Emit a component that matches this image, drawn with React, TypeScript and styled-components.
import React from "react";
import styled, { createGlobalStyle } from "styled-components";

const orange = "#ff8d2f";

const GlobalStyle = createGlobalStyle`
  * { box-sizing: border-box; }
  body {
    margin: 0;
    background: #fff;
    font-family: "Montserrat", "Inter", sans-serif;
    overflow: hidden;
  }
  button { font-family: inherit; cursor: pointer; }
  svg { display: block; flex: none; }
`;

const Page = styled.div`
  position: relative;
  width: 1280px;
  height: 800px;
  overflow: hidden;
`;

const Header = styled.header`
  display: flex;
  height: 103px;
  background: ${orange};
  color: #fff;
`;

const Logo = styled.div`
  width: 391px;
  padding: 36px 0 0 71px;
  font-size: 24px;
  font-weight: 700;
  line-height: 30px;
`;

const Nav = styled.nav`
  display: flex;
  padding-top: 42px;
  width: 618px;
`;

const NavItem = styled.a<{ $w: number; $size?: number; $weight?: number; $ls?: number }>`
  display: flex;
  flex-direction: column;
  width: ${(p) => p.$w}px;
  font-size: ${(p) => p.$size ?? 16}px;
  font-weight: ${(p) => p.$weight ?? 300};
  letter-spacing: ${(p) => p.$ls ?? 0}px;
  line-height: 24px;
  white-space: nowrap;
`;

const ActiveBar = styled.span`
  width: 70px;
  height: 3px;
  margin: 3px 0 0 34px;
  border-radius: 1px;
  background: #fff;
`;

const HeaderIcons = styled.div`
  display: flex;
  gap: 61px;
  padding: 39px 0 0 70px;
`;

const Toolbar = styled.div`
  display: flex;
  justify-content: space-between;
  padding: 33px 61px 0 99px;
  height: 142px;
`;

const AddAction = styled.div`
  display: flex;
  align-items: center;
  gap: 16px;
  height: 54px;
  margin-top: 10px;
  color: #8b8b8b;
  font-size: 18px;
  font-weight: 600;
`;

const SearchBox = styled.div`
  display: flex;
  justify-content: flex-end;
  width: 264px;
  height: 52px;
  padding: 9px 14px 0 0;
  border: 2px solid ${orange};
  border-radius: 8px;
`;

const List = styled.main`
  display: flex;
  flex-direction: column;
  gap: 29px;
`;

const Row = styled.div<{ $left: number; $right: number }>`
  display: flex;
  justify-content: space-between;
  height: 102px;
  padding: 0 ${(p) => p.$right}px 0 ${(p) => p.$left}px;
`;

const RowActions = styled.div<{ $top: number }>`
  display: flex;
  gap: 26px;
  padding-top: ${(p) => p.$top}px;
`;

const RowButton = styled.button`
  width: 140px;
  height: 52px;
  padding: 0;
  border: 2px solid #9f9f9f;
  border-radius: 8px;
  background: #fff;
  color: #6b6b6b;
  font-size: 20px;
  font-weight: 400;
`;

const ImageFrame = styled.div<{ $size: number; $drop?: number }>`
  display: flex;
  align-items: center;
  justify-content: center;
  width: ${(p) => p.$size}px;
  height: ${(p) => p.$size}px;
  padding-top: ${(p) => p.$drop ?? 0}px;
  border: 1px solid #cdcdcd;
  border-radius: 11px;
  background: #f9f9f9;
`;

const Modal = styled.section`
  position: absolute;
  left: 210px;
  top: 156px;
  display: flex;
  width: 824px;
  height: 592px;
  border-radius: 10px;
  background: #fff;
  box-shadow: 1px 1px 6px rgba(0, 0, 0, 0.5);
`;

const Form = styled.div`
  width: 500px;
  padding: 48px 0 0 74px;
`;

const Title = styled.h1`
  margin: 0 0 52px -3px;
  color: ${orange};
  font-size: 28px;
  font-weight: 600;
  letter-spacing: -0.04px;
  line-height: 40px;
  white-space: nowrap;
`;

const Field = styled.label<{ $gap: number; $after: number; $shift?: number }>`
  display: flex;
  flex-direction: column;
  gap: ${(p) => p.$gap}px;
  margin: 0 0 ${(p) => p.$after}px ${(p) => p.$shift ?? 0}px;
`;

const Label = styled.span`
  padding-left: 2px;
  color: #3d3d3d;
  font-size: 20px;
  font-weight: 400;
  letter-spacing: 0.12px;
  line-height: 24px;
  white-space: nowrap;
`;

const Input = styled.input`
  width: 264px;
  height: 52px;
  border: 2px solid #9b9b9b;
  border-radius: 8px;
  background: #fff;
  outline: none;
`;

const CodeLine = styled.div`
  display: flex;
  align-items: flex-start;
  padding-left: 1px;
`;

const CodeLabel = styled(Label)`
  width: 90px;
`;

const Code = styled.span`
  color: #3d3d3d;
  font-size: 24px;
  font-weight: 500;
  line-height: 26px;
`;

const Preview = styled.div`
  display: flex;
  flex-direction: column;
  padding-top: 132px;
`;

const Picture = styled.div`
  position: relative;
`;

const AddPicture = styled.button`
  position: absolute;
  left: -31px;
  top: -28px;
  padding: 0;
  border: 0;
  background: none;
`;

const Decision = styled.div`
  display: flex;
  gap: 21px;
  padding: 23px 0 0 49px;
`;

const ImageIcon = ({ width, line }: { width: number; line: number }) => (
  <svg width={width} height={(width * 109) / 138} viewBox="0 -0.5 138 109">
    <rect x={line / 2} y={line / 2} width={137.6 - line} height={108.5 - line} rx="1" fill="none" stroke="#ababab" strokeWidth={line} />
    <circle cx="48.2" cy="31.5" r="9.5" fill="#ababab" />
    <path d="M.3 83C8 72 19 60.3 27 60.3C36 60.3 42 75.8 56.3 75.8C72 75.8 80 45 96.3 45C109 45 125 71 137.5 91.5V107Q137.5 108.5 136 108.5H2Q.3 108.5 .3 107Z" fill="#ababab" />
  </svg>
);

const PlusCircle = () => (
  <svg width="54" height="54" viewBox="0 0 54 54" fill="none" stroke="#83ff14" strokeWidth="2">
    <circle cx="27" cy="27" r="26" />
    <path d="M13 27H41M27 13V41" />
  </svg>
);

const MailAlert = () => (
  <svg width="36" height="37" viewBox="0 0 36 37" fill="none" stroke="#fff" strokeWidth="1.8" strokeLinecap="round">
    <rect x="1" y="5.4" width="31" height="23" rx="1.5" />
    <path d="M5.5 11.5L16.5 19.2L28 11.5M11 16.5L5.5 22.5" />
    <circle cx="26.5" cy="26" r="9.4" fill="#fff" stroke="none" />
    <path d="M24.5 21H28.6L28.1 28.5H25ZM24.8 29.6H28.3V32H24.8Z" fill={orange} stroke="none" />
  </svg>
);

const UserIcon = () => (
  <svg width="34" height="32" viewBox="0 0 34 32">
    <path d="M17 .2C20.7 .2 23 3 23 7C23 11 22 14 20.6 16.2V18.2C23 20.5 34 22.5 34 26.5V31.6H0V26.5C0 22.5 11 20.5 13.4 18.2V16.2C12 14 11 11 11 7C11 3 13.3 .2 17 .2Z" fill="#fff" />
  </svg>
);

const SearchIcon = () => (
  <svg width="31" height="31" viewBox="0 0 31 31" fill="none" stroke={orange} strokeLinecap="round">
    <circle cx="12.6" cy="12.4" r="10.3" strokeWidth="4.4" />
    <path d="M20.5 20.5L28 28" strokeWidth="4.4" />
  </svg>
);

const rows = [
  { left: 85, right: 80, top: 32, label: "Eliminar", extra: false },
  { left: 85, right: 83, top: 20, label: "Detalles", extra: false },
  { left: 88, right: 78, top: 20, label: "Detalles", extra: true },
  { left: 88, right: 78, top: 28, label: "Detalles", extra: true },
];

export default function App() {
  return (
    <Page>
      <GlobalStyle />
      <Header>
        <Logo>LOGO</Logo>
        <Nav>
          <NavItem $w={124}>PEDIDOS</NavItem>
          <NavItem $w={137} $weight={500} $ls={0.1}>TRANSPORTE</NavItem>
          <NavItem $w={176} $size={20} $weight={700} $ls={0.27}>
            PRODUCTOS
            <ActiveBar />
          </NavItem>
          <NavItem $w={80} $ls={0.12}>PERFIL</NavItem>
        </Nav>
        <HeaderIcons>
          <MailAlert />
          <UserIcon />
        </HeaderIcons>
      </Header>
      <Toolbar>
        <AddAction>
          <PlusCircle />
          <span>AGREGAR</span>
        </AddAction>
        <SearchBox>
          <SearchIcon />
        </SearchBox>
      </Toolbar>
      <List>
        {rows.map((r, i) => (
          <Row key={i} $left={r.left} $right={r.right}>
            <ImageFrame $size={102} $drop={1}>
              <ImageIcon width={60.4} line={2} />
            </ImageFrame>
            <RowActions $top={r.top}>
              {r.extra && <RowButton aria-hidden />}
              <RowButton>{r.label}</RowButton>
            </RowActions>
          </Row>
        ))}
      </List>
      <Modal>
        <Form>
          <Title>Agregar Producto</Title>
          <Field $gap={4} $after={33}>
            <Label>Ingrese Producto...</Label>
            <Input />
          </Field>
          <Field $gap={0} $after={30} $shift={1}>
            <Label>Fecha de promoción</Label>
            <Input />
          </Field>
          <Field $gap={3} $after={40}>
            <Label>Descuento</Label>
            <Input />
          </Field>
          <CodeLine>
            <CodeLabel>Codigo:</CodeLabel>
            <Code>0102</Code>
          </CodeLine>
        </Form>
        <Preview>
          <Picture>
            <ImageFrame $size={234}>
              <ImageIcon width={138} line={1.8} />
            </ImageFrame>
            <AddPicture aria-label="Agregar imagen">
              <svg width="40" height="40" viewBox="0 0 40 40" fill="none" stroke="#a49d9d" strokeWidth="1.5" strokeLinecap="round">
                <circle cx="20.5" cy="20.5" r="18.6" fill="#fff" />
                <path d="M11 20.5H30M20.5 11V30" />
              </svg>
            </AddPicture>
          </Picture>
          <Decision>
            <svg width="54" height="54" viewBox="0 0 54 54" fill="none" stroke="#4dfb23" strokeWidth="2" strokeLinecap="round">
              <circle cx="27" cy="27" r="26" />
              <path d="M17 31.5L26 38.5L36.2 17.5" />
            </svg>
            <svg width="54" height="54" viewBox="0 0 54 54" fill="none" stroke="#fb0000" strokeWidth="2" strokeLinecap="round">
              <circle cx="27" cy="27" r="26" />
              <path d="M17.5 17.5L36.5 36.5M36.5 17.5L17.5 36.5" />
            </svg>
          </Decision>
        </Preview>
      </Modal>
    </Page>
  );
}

--------------------------------

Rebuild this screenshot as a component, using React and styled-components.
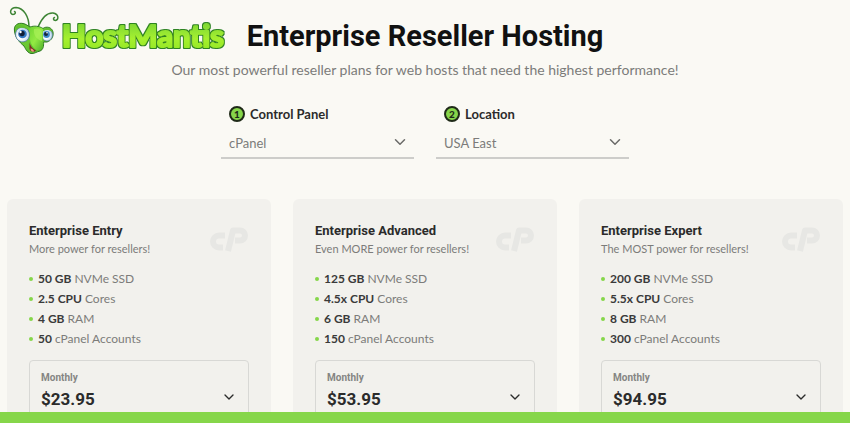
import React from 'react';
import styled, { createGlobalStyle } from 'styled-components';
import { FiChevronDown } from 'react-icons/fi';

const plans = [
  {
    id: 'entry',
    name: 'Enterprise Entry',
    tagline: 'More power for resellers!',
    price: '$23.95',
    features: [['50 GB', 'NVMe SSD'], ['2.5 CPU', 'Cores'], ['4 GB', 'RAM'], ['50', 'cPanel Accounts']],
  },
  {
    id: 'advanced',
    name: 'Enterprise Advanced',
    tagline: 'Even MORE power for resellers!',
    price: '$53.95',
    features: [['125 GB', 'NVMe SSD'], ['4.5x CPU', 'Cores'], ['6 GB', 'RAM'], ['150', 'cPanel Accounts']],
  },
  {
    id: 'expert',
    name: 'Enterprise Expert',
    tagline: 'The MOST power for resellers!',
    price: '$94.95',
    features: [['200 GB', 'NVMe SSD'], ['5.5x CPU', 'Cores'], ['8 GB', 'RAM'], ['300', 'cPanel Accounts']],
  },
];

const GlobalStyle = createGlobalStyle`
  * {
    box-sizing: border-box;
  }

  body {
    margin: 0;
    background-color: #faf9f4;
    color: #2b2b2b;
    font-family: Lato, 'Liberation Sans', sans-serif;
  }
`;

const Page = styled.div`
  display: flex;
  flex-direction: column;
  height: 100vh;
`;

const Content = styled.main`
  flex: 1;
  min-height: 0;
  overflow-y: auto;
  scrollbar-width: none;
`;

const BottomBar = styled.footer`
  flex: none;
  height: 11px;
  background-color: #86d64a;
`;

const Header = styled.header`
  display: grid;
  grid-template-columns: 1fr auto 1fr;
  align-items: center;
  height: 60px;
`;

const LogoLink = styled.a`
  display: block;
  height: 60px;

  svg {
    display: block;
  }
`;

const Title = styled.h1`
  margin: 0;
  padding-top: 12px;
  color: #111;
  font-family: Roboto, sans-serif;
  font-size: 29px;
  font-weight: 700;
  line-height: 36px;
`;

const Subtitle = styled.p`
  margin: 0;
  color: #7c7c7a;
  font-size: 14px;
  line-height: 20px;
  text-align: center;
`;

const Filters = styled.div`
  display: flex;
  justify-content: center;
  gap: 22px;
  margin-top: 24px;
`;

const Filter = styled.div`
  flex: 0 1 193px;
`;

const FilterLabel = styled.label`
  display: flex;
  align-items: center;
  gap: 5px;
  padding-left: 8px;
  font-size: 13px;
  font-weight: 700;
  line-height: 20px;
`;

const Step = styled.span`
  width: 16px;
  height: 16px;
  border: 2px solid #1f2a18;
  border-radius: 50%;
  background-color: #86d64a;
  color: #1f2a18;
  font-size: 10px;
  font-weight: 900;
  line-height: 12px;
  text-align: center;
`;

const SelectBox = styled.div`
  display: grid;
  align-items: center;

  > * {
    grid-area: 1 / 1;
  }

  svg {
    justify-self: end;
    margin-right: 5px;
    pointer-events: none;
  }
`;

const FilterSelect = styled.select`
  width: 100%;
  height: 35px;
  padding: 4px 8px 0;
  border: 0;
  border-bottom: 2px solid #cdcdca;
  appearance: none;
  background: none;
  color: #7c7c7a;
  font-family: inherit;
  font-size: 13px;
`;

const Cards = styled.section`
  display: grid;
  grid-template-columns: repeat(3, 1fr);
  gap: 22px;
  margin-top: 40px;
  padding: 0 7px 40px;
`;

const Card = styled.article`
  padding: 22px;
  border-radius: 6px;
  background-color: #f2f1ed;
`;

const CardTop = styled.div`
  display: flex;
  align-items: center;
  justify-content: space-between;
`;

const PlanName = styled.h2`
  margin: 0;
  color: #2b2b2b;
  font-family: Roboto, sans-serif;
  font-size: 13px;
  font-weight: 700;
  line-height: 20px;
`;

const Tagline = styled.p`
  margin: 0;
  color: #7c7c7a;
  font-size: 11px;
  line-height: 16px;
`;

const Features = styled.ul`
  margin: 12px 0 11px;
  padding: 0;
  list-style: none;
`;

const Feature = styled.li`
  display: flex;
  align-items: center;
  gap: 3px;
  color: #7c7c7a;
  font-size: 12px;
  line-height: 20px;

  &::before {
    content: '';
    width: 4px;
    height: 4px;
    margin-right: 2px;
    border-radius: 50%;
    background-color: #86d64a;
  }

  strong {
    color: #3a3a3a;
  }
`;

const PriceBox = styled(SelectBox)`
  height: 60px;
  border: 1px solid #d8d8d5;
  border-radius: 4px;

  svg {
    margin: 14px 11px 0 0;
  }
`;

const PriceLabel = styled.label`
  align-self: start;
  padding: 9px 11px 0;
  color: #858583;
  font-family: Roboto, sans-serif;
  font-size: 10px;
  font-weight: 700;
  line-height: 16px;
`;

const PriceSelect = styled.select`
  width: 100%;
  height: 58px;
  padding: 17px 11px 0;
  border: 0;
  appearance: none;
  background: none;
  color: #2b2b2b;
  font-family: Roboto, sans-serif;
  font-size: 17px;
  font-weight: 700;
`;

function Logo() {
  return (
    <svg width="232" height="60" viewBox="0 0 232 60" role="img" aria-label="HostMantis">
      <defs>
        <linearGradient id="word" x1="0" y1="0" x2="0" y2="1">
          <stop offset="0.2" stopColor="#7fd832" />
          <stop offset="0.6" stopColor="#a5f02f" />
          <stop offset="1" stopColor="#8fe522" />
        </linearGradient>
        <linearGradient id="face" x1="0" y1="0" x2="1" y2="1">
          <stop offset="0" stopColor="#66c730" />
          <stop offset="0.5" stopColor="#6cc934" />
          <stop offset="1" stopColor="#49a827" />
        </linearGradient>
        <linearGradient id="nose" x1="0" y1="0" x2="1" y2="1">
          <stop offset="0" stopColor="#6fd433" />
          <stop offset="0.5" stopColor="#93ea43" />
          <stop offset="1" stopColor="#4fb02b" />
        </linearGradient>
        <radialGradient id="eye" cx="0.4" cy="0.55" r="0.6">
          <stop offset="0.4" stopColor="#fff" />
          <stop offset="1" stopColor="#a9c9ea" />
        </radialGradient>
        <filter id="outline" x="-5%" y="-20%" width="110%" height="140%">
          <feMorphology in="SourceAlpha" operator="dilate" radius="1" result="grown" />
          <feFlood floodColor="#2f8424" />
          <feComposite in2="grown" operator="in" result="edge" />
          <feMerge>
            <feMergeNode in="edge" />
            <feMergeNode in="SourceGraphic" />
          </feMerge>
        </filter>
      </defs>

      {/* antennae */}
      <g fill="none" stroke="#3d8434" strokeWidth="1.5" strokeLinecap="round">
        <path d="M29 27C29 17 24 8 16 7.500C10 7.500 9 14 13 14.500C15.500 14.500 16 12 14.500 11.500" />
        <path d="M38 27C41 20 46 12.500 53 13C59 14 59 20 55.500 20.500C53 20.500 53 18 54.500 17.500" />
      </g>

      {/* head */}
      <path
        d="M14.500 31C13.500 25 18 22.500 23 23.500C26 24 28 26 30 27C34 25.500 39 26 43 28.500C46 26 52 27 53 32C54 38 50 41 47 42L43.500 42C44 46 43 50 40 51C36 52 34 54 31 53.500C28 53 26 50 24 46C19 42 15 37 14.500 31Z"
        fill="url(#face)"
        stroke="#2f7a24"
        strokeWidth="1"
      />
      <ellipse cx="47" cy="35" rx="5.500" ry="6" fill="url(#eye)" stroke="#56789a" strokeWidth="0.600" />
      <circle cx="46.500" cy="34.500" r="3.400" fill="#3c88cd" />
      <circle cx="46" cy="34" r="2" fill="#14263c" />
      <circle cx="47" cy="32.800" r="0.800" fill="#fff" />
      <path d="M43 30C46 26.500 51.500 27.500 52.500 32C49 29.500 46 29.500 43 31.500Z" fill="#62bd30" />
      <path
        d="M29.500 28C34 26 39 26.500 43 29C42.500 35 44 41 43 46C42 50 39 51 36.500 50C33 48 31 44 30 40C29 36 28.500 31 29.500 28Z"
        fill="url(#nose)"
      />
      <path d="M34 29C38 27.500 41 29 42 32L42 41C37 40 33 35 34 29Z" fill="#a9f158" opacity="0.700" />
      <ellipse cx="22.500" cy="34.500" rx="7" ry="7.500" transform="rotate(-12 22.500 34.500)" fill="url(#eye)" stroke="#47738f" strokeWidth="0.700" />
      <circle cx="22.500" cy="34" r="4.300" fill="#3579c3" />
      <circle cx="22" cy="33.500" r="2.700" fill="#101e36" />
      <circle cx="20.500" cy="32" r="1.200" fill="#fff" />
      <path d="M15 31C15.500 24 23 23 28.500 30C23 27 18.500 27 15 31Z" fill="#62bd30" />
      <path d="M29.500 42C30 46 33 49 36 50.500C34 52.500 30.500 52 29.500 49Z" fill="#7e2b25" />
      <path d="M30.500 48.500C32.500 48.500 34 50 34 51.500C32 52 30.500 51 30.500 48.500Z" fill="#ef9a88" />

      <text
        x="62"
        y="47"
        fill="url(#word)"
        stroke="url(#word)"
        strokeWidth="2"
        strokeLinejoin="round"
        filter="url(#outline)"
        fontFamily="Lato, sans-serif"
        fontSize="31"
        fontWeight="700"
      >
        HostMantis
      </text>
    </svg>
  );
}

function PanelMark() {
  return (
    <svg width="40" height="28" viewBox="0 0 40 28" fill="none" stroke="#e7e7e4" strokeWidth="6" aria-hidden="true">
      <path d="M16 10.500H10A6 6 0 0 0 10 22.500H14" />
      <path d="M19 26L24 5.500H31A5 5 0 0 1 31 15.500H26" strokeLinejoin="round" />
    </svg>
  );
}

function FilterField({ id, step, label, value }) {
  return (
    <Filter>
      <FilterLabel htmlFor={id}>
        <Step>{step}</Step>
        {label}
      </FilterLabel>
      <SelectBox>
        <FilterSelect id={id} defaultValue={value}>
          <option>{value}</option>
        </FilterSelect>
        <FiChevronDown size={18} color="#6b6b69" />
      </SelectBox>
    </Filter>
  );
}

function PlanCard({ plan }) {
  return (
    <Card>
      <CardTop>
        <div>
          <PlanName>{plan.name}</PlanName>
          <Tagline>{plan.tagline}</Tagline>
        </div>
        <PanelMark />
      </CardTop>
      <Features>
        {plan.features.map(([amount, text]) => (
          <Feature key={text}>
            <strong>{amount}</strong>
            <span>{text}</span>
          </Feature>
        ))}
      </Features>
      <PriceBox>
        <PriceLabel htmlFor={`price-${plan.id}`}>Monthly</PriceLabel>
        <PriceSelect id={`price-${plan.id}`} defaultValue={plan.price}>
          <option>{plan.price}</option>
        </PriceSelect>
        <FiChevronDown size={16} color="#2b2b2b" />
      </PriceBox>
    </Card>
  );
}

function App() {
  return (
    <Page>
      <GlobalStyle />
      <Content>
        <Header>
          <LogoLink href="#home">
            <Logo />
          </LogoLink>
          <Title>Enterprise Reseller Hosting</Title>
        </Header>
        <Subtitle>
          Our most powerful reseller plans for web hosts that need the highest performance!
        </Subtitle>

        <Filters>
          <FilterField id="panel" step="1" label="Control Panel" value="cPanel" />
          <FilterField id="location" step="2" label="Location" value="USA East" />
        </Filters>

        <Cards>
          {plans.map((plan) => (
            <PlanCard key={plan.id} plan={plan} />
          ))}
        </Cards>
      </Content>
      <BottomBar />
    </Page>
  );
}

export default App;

--------------------------------

WHAT IS BEING ASKED ▸ Pull out every line containing "that".

TASK RESPONSE ▸
Emit a component that matches this image, drawn with React, TypeScript and styled-components.
          Our most powerful reseller plans for web hosts that need the highest performance!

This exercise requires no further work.